October 16, 2007

India Nuclear Deal Collapsing

India may pull back from the nuclear deal negotiated two years ago with the Bush administration, a result of party politics. The Indian Prime Minister, Manmohan Singh, informed President Bush directly of the "difficulties" that have arisen internally, focusing on sovereignty but also an effort by Indian Communists to keep the nation from becoming too close to the US:

A controversial nuclear deal between the United States and India appears close to collapse after the Indian prime minister told President Bush yesterday that "certain difficulties" will prevent India from moving forward on the pact for the foreseeable future.

The main obstacle does not involve the specific terms of the agreement but rather India's internal politics, including fears from leftist parties that India is moving too close to the United States, according to officials and experts familiar with the deal. Besieged over the past two months by growing opposition to nuclear energy cooperation with the United States, Prime Minister Manmohan Singh indicated over the weekend that he would rather save his coalition government than the nuclear pact.

"What we have done with the U.S., it is an honorable deal, it is good for India, and it is good for the world," Singh said Saturday. "But we are in the realm of politics, and within our coalition, there are differing perceptions."

Neither government appeared eager to announce the setback to what had been billed as one of the Bush administration's biggest foreign policy achievements. India's only official pronouncement was tucked at the bottom of a seven-paragraph news release on the Indian Embassy Web site outlining a telephone conversation Monday between Singh and Bush.
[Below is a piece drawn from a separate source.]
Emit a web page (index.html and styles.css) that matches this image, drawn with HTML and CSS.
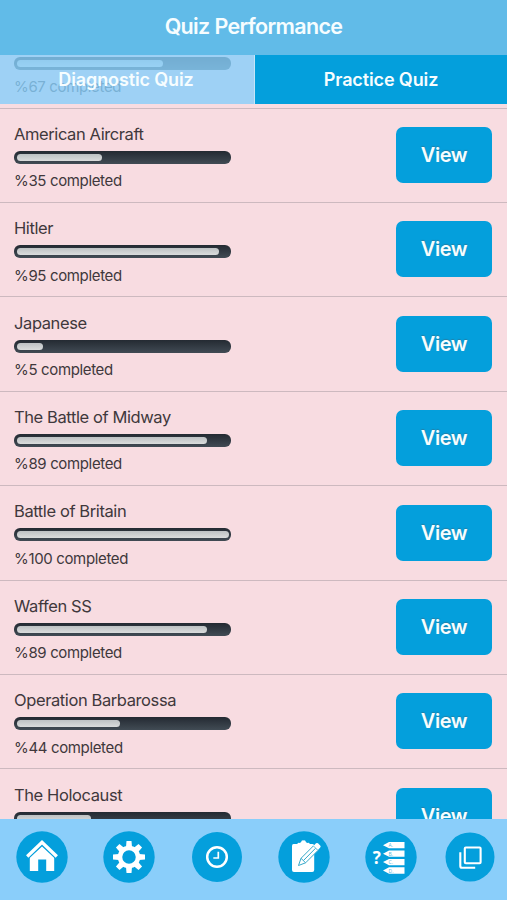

The pact had been considered one of the Bush administration's clear victories in foreign policy. For decades, India had not just clung to non-alignment but had exercised a policy of diffidence to the United States. People on both sides of the divide wondered why the world's first democratic republic and its largest could not find common ground for better relations.

When Bush and Singh crafted the agreement, many celebrated it as a channel for much closer relations on a wider range of issues. Unfortunately, political opponents in both countries see that as a problem, for a variety of reasons. In the US, many questioned the precedent of allowing India to coordinate its nuclear efforts with the US outside of the Non-Proliferation Treaty. In India, people opposed to our relationship with Pakistan and the policies of the war on terror want little to do with the US, and believe that a cool distance from the US is the better policy -- especially the Communists.

Unfortunately, an attempt to address the concerns of the deal's critics here seems to have undermined the coalition in India. The requirement of engaging with the International Atomic Energy Agency has driven off the Hindu nationalists, which initially supported the deal. They see it as an intrusion on Indian sovereignty and have apparently joined the Communists in threatening to bring down the government if they try it. The only way around that is to hold an election on the issue, but apparently Singh doesn't feel sanguine enough about his national support to try that option, either.

It's too bad, but it looks as though the deal may wind up a dead letter. Not only would it have strengthened ties between the two nations and helped extend our reach in a critical region, it would have allowed India to pursue domestic nuclear power and taken some pressure off of the global petroleum markets. At some point, the US and India will have to try again to make this work.